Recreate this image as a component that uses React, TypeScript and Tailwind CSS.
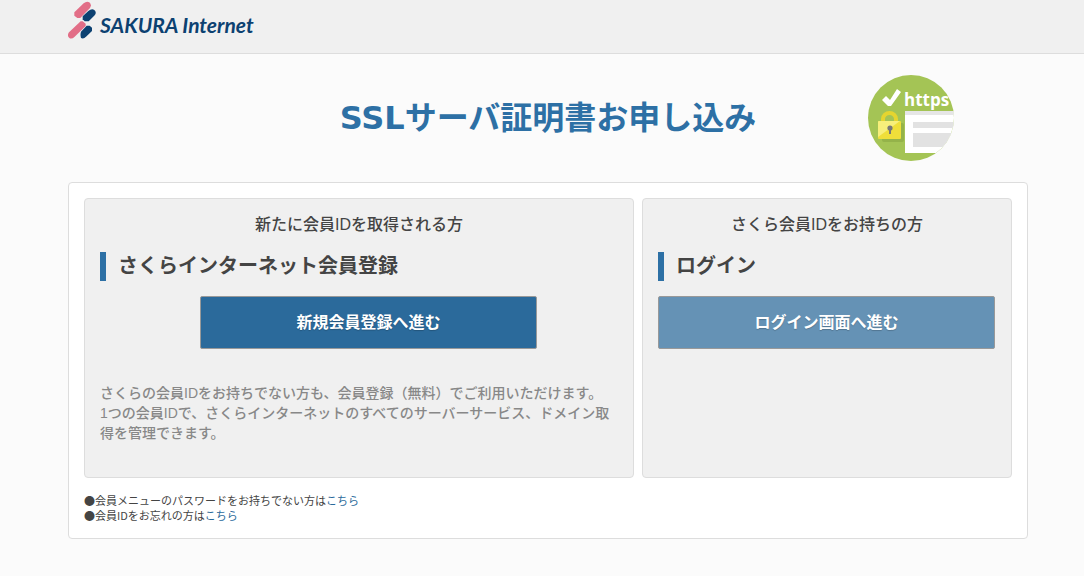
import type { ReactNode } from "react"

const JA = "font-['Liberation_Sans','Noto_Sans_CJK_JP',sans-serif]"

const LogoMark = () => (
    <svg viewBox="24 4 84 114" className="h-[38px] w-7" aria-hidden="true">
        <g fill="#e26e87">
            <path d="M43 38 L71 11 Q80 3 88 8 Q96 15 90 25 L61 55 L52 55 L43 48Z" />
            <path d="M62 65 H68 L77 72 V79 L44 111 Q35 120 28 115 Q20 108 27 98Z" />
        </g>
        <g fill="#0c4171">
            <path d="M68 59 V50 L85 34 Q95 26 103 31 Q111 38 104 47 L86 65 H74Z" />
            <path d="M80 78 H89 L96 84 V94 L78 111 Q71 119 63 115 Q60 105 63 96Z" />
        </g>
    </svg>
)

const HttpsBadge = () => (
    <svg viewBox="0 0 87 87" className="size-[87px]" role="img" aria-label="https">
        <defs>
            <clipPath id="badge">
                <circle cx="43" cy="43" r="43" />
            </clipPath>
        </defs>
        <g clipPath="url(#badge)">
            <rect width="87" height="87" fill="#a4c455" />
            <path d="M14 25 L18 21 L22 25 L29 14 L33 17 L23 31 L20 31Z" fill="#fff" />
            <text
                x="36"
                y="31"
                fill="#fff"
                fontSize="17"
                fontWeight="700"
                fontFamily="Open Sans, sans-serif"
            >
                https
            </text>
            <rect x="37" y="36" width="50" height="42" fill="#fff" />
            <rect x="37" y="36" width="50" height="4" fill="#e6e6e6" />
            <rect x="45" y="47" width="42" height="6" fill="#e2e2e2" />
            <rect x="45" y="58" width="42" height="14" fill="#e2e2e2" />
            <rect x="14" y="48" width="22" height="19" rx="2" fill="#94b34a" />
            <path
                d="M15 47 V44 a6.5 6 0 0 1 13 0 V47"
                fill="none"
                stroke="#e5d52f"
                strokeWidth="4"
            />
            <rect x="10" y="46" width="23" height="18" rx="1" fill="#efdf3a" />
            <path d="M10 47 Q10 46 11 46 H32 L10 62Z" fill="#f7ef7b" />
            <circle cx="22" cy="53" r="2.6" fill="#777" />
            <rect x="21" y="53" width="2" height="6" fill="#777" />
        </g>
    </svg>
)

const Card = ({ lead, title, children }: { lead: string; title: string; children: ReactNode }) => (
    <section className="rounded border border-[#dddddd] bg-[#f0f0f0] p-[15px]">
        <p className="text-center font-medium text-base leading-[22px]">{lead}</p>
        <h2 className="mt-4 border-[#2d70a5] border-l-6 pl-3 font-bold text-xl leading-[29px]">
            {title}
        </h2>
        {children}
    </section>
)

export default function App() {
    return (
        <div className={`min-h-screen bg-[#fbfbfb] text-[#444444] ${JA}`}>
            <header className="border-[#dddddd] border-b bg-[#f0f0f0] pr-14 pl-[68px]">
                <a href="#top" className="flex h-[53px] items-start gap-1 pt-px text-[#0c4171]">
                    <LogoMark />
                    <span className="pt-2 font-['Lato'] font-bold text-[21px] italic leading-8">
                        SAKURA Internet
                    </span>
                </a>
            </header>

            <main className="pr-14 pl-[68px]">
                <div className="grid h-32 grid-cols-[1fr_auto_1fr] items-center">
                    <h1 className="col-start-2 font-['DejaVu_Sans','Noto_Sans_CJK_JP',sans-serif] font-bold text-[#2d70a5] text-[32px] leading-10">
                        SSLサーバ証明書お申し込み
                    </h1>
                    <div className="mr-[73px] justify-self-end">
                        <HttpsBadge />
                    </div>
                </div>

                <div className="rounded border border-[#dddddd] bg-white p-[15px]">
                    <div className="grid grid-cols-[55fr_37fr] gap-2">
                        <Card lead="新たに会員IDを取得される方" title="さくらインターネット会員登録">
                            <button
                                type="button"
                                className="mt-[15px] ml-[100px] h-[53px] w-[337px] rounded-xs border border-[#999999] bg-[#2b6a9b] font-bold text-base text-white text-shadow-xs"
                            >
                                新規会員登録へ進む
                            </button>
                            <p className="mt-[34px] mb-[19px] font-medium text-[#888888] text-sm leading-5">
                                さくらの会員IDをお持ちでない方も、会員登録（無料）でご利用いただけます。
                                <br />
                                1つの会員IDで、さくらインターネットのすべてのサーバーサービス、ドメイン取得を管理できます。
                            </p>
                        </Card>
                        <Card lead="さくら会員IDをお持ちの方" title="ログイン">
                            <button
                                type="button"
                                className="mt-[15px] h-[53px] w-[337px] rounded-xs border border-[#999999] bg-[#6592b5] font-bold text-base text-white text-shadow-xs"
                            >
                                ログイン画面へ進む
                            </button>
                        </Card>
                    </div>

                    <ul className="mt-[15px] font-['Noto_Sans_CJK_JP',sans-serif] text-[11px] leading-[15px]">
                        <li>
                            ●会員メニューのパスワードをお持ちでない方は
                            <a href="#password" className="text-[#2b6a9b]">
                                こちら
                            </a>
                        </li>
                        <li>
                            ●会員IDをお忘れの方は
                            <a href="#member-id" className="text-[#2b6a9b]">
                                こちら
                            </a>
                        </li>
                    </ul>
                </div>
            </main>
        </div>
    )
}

Given problem:
Write out each line again precisely as it appears, skipping every picture.

Solution to the problem:
Recreate this image as a component that uses React, TypeScript and Tailwind CSS.
import type { ReactNode } from "react"

const JA = "font-['Liberation_Sans','Noto_Sans_CJK_JP',sans-serif]"

const LogoMark = () => (
    <svg viewBox="24 4 84 114" className="h-[38px] w-7" aria-hidden="true">
        <g fill="#e26e87">
            <path d="M43 38 L71 11 Q80 3 88 8 Q96 15 90 25 L61 55 L52 55 L43 48Z" />
            <path d="M62 65 H68 L77 72 V79 L44 111 Q35 120 28 115 Q20 108 27 98Z" />
        </g>
        <g fill="#0c4171">
            <path d="M68 59 V50 L85 34 Q95 26 103 31 Q111 38 104 47 L86 65 H74Z" />
            <path d="M80 78 H89 L96 84 V94 L78 111 Q71 119 63 115 Q60 105 63 96Z" />
        </g>
    </svg>
)

const HttpsBadge = () => (
    <svg viewBox="0 0 87 87" className="size-[87px]" role="img" aria-label="https">
        <defs>
            <clipPath id="badge">
                <circle cx="43" cy="43" r="43" />
            </clipPath>
        </defs>
        <g clipPath="url(#badge)">
            <rect width="87" height="87" fill="#a4c455" />
            <path d="M14 25 L18 21 L22 25 L29 14 L33 17 L23 31 L20 31Z" fill="#fff" />
            <text
                x="36"
                y="31"
                fill="#fff"
                fontSize="17"
                fontWeight="700"
                fontFamily="Open Sans, sans-serif"
            >
                https
            </text>
            <rect x="37" y="36" width="50" height="42" fill="#fff" />
            <rect x="37" y="36" width="50" height="4" fill="#e6e6e6" />
            <rect x="45" y="47" width="42" height="6" fill="#e2e2e2" />
            <rect x="45" y="58" width="42" height="14" fill="#e2e2e2" />
            <rect x="14" y="48" width="22" height="19" rx="2" fill="#94b34a" />
            <path
                d="M15 47 V44 a6.5 6 0 0 1 13 0 V47"
                fill="none"
                stroke="#e5d52f"
                strokeWidth="4"
            />
            <rect x="10" y="46" width="23" height="18" rx="1" fill="#efdf3a" />
            <path d="M10 47 Q10 46 11 46 H32 L10 62Z" fill="#f7ef7b" />
            <circle cx="22" cy="53" r="2.6" fill="#777" />
            <rect x="21" y="53" width="2" height="6" fill="#777" />
        </g>
    </svg>
)

const Card = ({ lead, title, children }: { lead: string; title: string; children: ReactNode }) => (
    <section className="rounded border border-[#dddddd] bg-[#f0f0f0] p-[15px]">
        <p className="text-center font-medium text-base leading-[22px]">{lead}</p>
        <h2 className="mt-4 border-[#2d70a5] border-l-6 pl-3 font-bold text-xl leading-[29px]">
            {title}
        </h2>
        {children}
    </section>
)

export default function App() {
    return (
        <div className={`min-h-screen bg-[#fbfbfb] text-[#444444] ${JA}`}>
            <header className="border-[#dddddd] border-b bg-[#f0f0f0] pr-14 pl-[68px]">
                <a href="#top" className="flex h-[53px] items-start gap-1 pt-px text-[#0c4171]">
                    <LogoMark />
                    <span className="pt-2 font-['Lato'] font-bold text-[21px] italic leading-8">
                        SAKURA Internet
                    </span>
                </a>
            </header>

            <main className="pr-14 pl-[68px]">
                <div className="grid h-32 grid-cols-[1fr_auto_1fr] items-center">
                    <h1 className="col-start-2 font-['DejaVu_Sans','Noto_Sans_CJK_JP',sans-serif] font-bold text-[#2d70a5] text-[32px] leading-10">
                        SSLサーバ証明書お申し込み
                    </h1>
                    <div className="mr-[73px] justify-self-end">
                        <HttpsBadge />
                    </div>
                </div>

                <div className="rounded border border-[#dddddd] bg-white p-[15px]">
                    <div className="grid grid-cols-[55fr_37fr] gap-2">
                        <Card lead="新たに会員IDを取得される方" title="さくらインターネット会員登録">
                            <button
                                type="button"
                                className="mt-[15px] ml-[100px] h-[53px] w-[337px] rounded-xs border border-[#999999] bg-[#2b6a9b] font-bold text-base text-white text-shadow-xs"
                            >
                                新規会員登録へ進む
                            </button>
                            <p className="mt-[34px] mb-[19px] font-medium text-[#888888] text-sm leading-5">
                                さくらの会員IDをお持ちでない方も、会員登録（無料）でご利用いただけます。
                                <br />
                                1つの会員IDで、さくらインターネットのすべてのサーバーサービス、ドメイン取得を管理できます。
                            </p>
                        </Card>
                        <Card lead="さくら会員IDをお持ちの方" title="ログイン">
                            <button
                                type="button"
                                className="mt-[15px] h-[53px] w-[337px] rounded-xs border border-[#999999] bg-[#6592b5] font-bold text-base text-white text-shadow-xs"
                            >
                                ログイン画面へ進む
                            </button>
                        </Card>
                    </div>

                    <ul className="mt-[15px] font-['Noto_Sans_CJK_JP',sans-serif] text-[11px] leading-[15px]">
                        <li>
                            ●会員メニューのパスワードをお持ちでない方は
                            <a href="#password" className="text-[#2b6a9b]">
                                こちら
                            </a>
                        </li>
                        <li>
                            ●会員IDをお忘れの方は
                            <a href="#member-id" className="text-[#2b6a9b]">
                                こちら
                            </a>
                        </li>
                    </ul>
                </div>
            </main>
        </div>
    )
}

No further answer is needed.